Standing on My Sisters’ Shoulders (2002)

61m; U.S.

Director: Laura J. Lipson

Synopsis (official website): The award-winning documentary “Standing On My Sisters’ Shoulders” takes on the Civil Rights movement in Mississippi in the 1950’s and 60’s from the point of view of the courageous women who lived it – and emerged as its grassroots leaders. These women stood up and fought for the right to vote and the right to an equal education. They not only brought about change in Mississippi, but they altered the course of American history.

This documentary presents original interviews with many of the Civil Rights movement’s most remarkable women: Unita Blackwell, a sharecropper turned activist, who became Mississippi’s first female black mayor; Mae Bertha Carter, a mother of 13, whose children became the first to integrate the Drew County schools against dangerous opposition; white student activist Joan Trumpauer Mulholland who not only participated in sit-ins but took a stand on integration by attending an all black university; Annie Devine and Victoria Gray Adams, who, along with Fannie Lou Hamer, stepped up and challenged the Democratic Party and President Johnson at the 1964 Convention.

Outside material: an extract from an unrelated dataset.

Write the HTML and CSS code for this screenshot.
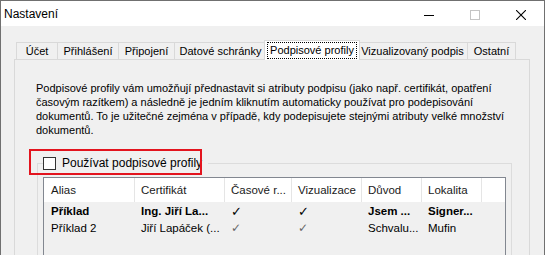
FILE: index.html
```html
<!DOCTYPE html>
<html lang="cs">
<head>
<meta charset="utf-8">
<title>Nastavení</title>
<link rel="stylesheet" href="styles.css">
</head>
<body>
<div class="window">
  <div class="titlebar">
    <div class="title">Nastavení</div>
    <div class="ctl">
      <svg width="10" height="10" viewBox="0 0 10 10"><line x1="0" y1="5.5" x2="10" y2="5.5" stroke="#000" stroke-width="1"/></svg>
    </div>
    <div class="ctl">
      <svg width="10" height="10" viewBox="0 0 10 10"><rect x="0.5" y="0.5" width="9" height="9" fill="none" stroke="#c4c4c4" stroke-width="1"/></svg>
    </div>
    <div class="ctl">
      <svg width="10" height="10" viewBox="0 0 10 10"><path d="M0 0 L10 10 M10 0 L0 10" stroke="#000" stroke-width="1.1"/></svg>
    </div>
  </div>
  <div class="client">
    <div class="tabs">
      <div class="tab tab-ucet">Účet</div>
      <div class="tab tab-prihlaseni">Přihlášení</div>
      <div class="tab tab-pripojeni">Připojení</div>
      <div class="tab tab-datove">Datové schránky</div>
      <div class="tab tab-active"><span class="focus">Podpisové profily</span></div>
      <div class="tab tab-vizual">Vizualizovaný podpis</div>
      <div class="tab tab-ostatni">Ostatní</div>
    </div>
    <div class="panel">
      <p class="desc">Podpisové profily vám umožňují přednastavit si atributy podpisu (jako např. certifikát, opatření<br>časovým razítkem) a následně je jedním kliknutím automaticky používat pro podepisování<br>dokumentů. To je užitečné zejména v případě, kdy podepisujete stejnými atributy velké množství<br>dokumentů.</p>
      <fieldset class="group">
        <legend class="group-legend"><span class="checkbox"></span><span class="check-label">Používat podpisové profily</span></legend>
        <div class="listview">
          <div class="lv-header">
            <div class="hcell first">Alias</div>
            <div class="hcell">Certifikát</div>
            <div class="hcell">Časové r...</div>
            <div class="hcell">Vizualizace</div>
            <div class="hcell">Důvod</div>
            <div class="hcell">Lokalita</div>
            <div class="hcell last"></div>
          </div>
          <div class="lv-body">
            <div class="lv-row bold">
              <div class="cell first">Příklad</div>
              <div class="cell">Ing. Jiří La...</div>
              <div class="cell mark">✓</div>
              <div class="cell mark">✓</div>
              <div class="cell">Jsem ...</div>
              <div class="cell">Signer...</div>
              <div class="cell"></div>
            </div>
            <div class="lv-row">
              <div class="cell first">Příklad 2</div>
              <div class="cell">Jiří Lapáček (...</div>
              <div class="cell mark light">✓</div>
              <div class="cell mark light">✓</div>
              <div class="cell">Schvalu...</div>
              <div class="cell">Mufin</div>
              <div class="cell"></div>
            </div>
          </div>
        </div>
      </fieldset>
    </div>
  </div>
  <div class="highlight"></div>
</div>
</body>
</html>
```
FILE: styles.css
```css
html, body {
  margin: 0;
  padding: 0;
}
body {
  width: 545px;
  height: 255px;
  overflow: hidden;
  background: #f0f0f0;
  font-family: "Liberation Sans", Arial, sans-serif;
  color: #000;
}
.window {
  position: relative;
  box-sizing: border-box;
  width: 545px;
  height: 255px;
  border: 1px solid #707070;
  border-bottom: none;
  background: #f0f0f0;
  overflow: hidden;
}
.titlebar {
  height: 25px;
  background: #fff;
  display: flex;
  align-items: center;
}
.title {
  flex: 1;
  padding-left: 3px;
  font-size: 12px;
}
.ctl {
  width: 46px;
  height: 25px;
  display: flex;
  justify-content: center;
  align-items: center;
}
.ctl svg {
  display: block;
  margin-top: 2px;
}
.client {
  padding: 14px 0 0 13px;
}
.tabs {
  display: flex;
  align-items: flex-end;
  height: 19px;
  padding-left: 2px;
}
.tab {
  box-sizing: border-box;
  height: 17px;
  border: 1px solid #d9d9d9;
  border-bottom: none;
  background: #f0f0f0;
  margin-left: -1px;
  font-size: 11px;
  line-height: 16px;
  text-align: center;
  white-space: nowrap;
}
.tab-ucet { width: 42px; margin-left: 0; }
.tab-prihlaseni { width: 62px; }
.tab-pripojeni { width: 57px; }
.tab-datove { width: 93px; }
.tab-active {
  position: relative;
  z-index: 1;
  width: 96px;
  height: 20px;
  margin-left: -3px;
  margin-bottom: -1px;
  background: #fff;
  padding-top: 1px;
}
.tab-vizual { width: 111px; margin-left: -3px; }
.tab-ostatni { width: 49px; }
.focus {
  display: inline-block;
  border: 1px dotted #000;
  padding: 0 2px;
  line-height: 15px;
}
.panel {
  box-sizing: border-box;
  width: 516px;
  height: 260px;
  border: 1px solid #d9d9d9;
  padding: 21px 0 0 21px;
}
.desc {
  margin: 0;
  font-size: 11px;
  line-height: 14px;
  white-space: nowrap;
}
.group {
  box-sizing: border-box;
  width: 475px;
  margin: 20px 0 0 1px;
  padding: 0 5px;
  border: 1px solid #dcdcdc;
  min-width: 0;
}
.group-legend {
  display: flex;
  align-items: center;
  height: 13px;
  padding: 0 6px 0 0;
}
.checkbox {
  box-sizing: border-box;
  width: 13px;
  height: 13px;
  border: 1px solid #333;
  background: #fff;
  margin-right: 6px;
}
.check-label {
  font-size: 12px;
  line-height: 13px;
  white-space: nowrap;
}
.listview {
  margin-top: 7px;
  height: 80px;
  border: 1px solid #828790;
  background: #f0f0f0;
}
.lv-header,
.lv-row {
  display: grid;
  grid-template-columns: 91px 90px 67px 70px 60px 60px 1fr;
}
.lv-header {
  height: 24px;
  background: #fff;
}
.hcell {
  box-sizing: border-box;
  border-right: 1px solid #e5e5e5;
  padding-left: 6px;
  font-size: 11.5px;
  line-height: 24px;
  color: #1a1a1a;
  white-space: nowrap;
  overflow: hidden;
}
.hcell.first { padding-left: 7px; }
.hcell.last { border-right: none; }
.lv-body {
  padding-top: 1px;
}
.lv-row {
  height: 17px;
}
.cell {
  padding-left: 6px;
  font-size: 11.5px;
  line-height: 17px;
  white-space: nowrap;
  overflow: hidden;
}
.cell.first { padding-left: 7px; }
.lv-row.bold .cell { font-weight: bold; }
.mark {
  font-family: "DejaVu Sans", sans-serif;
  font-size: 13px;
}
.lv-row.bold .mark { font-weight: bold; }
.mark.light { color: #666; font-weight: normal; font-size: 12px; }
.highlight {
  position: absolute;
  left: 28px;
  top: 148px;
  width: 173px;
  height: 26px;
  box-sizing: border-box;
  border: 2px solid #e3141e;
}
```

Contact: http://www.sisters-shoulders.org/film.html

 
 

Strike (Strajk – Die Heldin von Danzig) [2006]

104m; Poland/Germany

Director: Volker Schlöndorff

Cast: Katharina Thalbach, Andrzej Chyra and Dominique Horwitz

Synopsis: Shows the beginnings of Poland’s Solidarity movement through the little-known figure of Anna Walentynowicz. The latest film from the director of The Tin Drum tells the true story of an ordinary woman who helped spark a revolution in Poland. Shipyard welder Agnieszka (Katharina Thalbach), concerned about dangerous working conditions, speaks up to no avail. After an accident kills several employees and their families are denied pension benefits, she steps up her activities, becoming a union leader and powerful adviser to Lech Walesa, laying the foundation for the Solidarity movement.

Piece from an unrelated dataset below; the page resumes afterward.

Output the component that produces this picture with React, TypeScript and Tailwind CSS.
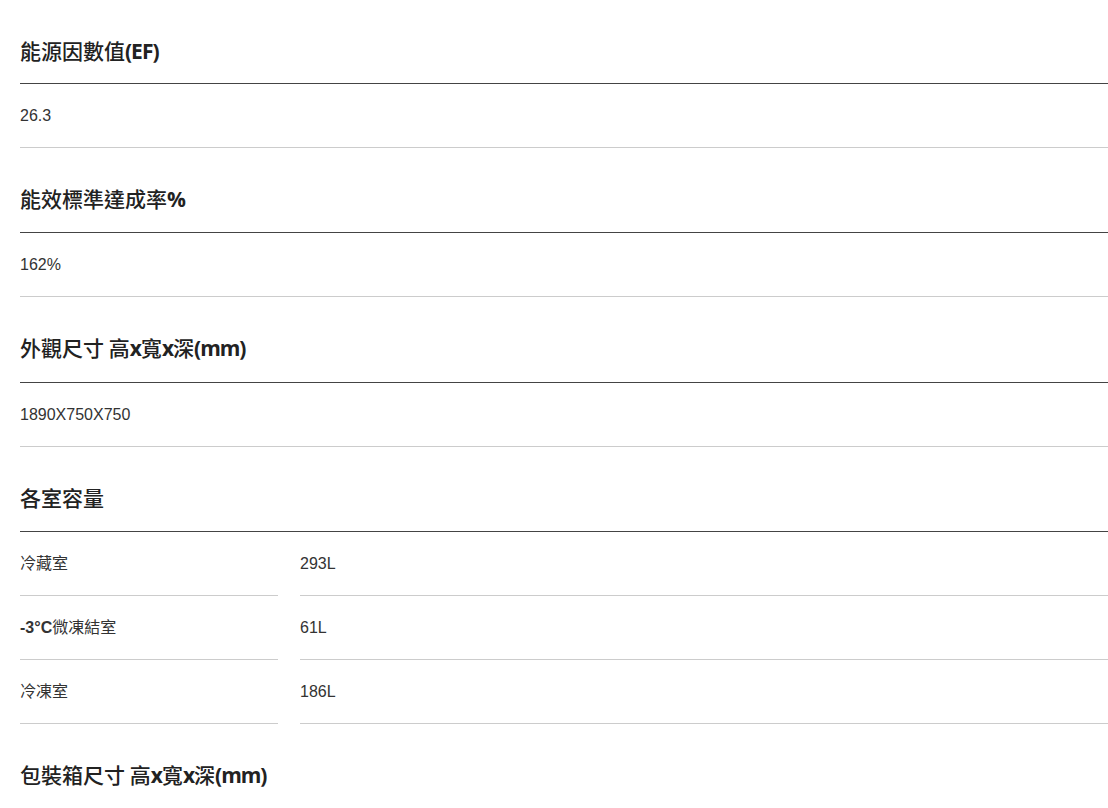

Contact: http://www.e.bell.ca/filmfest/2006/home/default.asp

 

Sunset Story (2003)

73m; U.S.

Director: Laura Gabbert

Synopsis (IMDB): Lucille and Irja are retired residents of Sunset Hall, a Los Angeles home for the elderly. Residents of Sunset Hall are retired radicals; they have retired from work but not from protesting against injustice. Bitter Lucille considers herself a realist. Wheelchair-bound Irja is sunny and optimistic. Lucille was raised a Jew but always aspired to assimilate. Irja wants to explore all sorts of new traditions. Through the lives of these women, Sunset Story shows the life at Sunset Hall: teachers, a dancer, an engineer, a social worker, and others, all living out their golden years in a unique environment.

 

Sweatshop Cinderella (2010)

27m; U.S.

Director: Suzanne Wasserman

Synopsis: The story of Anzia Yezierska, a Jewish American writer whose family settled on the Lower East Side, where she toiled in sweatshops and laundries.

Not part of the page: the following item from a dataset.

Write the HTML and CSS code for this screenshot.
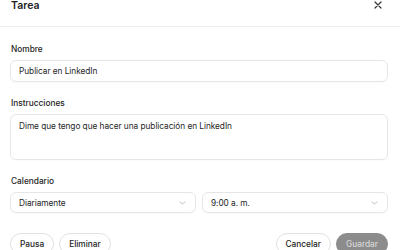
FILE: index.html
```html
<!DOCTYPE html>
<html lang="es">
<head>
    <meta charset="UTF-8">
    <title>Tarea</title>
    <link rel="stylesheet" href="styles.css">
</head>
<body>
    <div class="dialog">
        <div class="dialog-header">
            <h2 class="dialog-title">Tarea</h2>
            <span class="close-button">
                <svg width="8" height="8" viewBox="0 0 8 8"><path d="M1 1L7 7M7 1L1 7" stroke="#333" stroke-width="1.2" stroke-linecap="round"/></svg>
            </span>
        </div>

        <form class="dialog-body">
            <div class="form-group">
                <label>Nombre</label>
                <div class="field">Publicar en LinkedIn</div>
            </div>

            <div class="form-group">
                <label>Instrucciones</label>
                <div class="field field-area">Dime que tengo que hacer una publicación en LinkedIn</div>
            </div>

            <div class="form-group">
                <label>Calendario</label>
                <div class="select-row">
                    <div class="field select">
                        <span>Diariamente</span>
                        <svg class="chevron" width="7" height="4" viewBox="0 0 7 4"><path d="M1 1L3.5 3L6 1" stroke="#b5b5b5" stroke-width="0.9" fill="none" stroke-linecap="round"/></svg>
                    </div>
                    <div class="field select">
                        <span>9:00 a. m.</span>
                        <svg class="chevron" width="7" height="4" viewBox="0 0 7 4"><path d="M1 1L3.5 3L6 1" stroke="#b5b5b5" stroke-width="0.9" fill="none" stroke-linecap="round"/></svg>
                    </div>
                </div>
            </div>

            <div class="actions">
                <div class="actions-left">
                    <button type="button" class="pill-btn">Pausa</button>
                    <button type="button" class="pill-btn">Eliminar</button>
                </div>
                <div class="actions-right">
                    <button type="button" class="pill-btn">Cancelar</button>
                    <button type="submit" class="pill-btn save-btn">Guardar</button>
                </div>
            </div>
        </form>
    </div>
</body>
</html>
```

FILE: styles.css
```css
body {
    margin: 0;
    background: #fff;
    font-family: Inter, "Noto Sans", sans-serif;
    color: #1d1d1d;
}

.dialog {
    width: 400px;
}

.dialog-header {
    display: flex;
    justify-content: space-between;
    align-items: flex-start;
    height: 27px;
    padding: 0 18px 0 11px;
    border-bottom: 1px solid #efefef;
    box-sizing: border-box;
}

.dialog-title {
    margin: 0;
    font-size: 10.5px;
    font-weight: 600;
    line-height: 11px;
}

.close-button {
    margin-top: 1px;
    display: flex;
}

.dialog-body {
    padding: 17px 12px 0 10px;
}

.form-group {
    margin-bottom: 16px;
}

.form-group label {
    display: block;
    font-size: 8.3px;
    font-weight: 500;
    line-height: 11px;
    margin: 0 0 5px 1px;
}

.field {
    height: 22px;
    padding: 0 8px;
    display: flex;
    align-items: center;
    border: 1px solid #e6e6e6;
    border-radius: 6px;
    box-sizing: border-box;
    font-size: 8.3px;
    letter-spacing: -0.05px;
    color: #262626;
    box-shadow: 0 1px 1px rgba(0, 0, 0, 0.02);
}

.field-area {
    height: 46px;
    align-items: flex-start;
    padding-top: 6px;
}

.select-row {
    display: grid;
    grid-template-columns: 1fr 1fr;
    gap: 6px;
}

.select {
    height: 21px;
    justify-content: space-between;
    padding-right: 9px;
}

.actions {
    display: flex;
    justify-content: space-between;
    margin-top: 20px;
}

.actions-left,
.actions-right {
    display: flex;
    gap: 5px;
}

.pill-btn {
    height: 22px;
    padding: 0 9px;
    border: 1px solid #e2e2e2;
    border-radius: 11px;
    background: #fff;
    color: #1d1d1d;
    font-family: inherit;
    font-size: 8.3px;
    font-weight: 500;
}

.save-btn {
    background: #8c8c8c;
    border-color: #8c8c8c;
    color: #d6d6d6;
}
```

Contact: Suzanne Wasserman swasserman@gc.cuny.edu http://gothamcenter.org/cinderella/

 
 

Sweethearts of the Prison Rodeo (2009)

120m; U.S.

Director: Bradley Beesley

Synopsis: Since 1940, the Oklahoma State Penitentiary has held an annual rodeo in which inmates compete, to the delight of thousands of spectators. Since 2006, female inmates have been allowed to take part. Many of them are young mothers, separated from their families because of drug-related crimes. The rodeo poses the real possibility of lifelong injury, especially for these amateurs with only minimal training, but both women and men participate to relieve the intense boredom of prison life. This two-hour, heartbreaking documentary introduces some of them, and in the process provides a poignant portrait of the inhumanity of the U.S. prison system.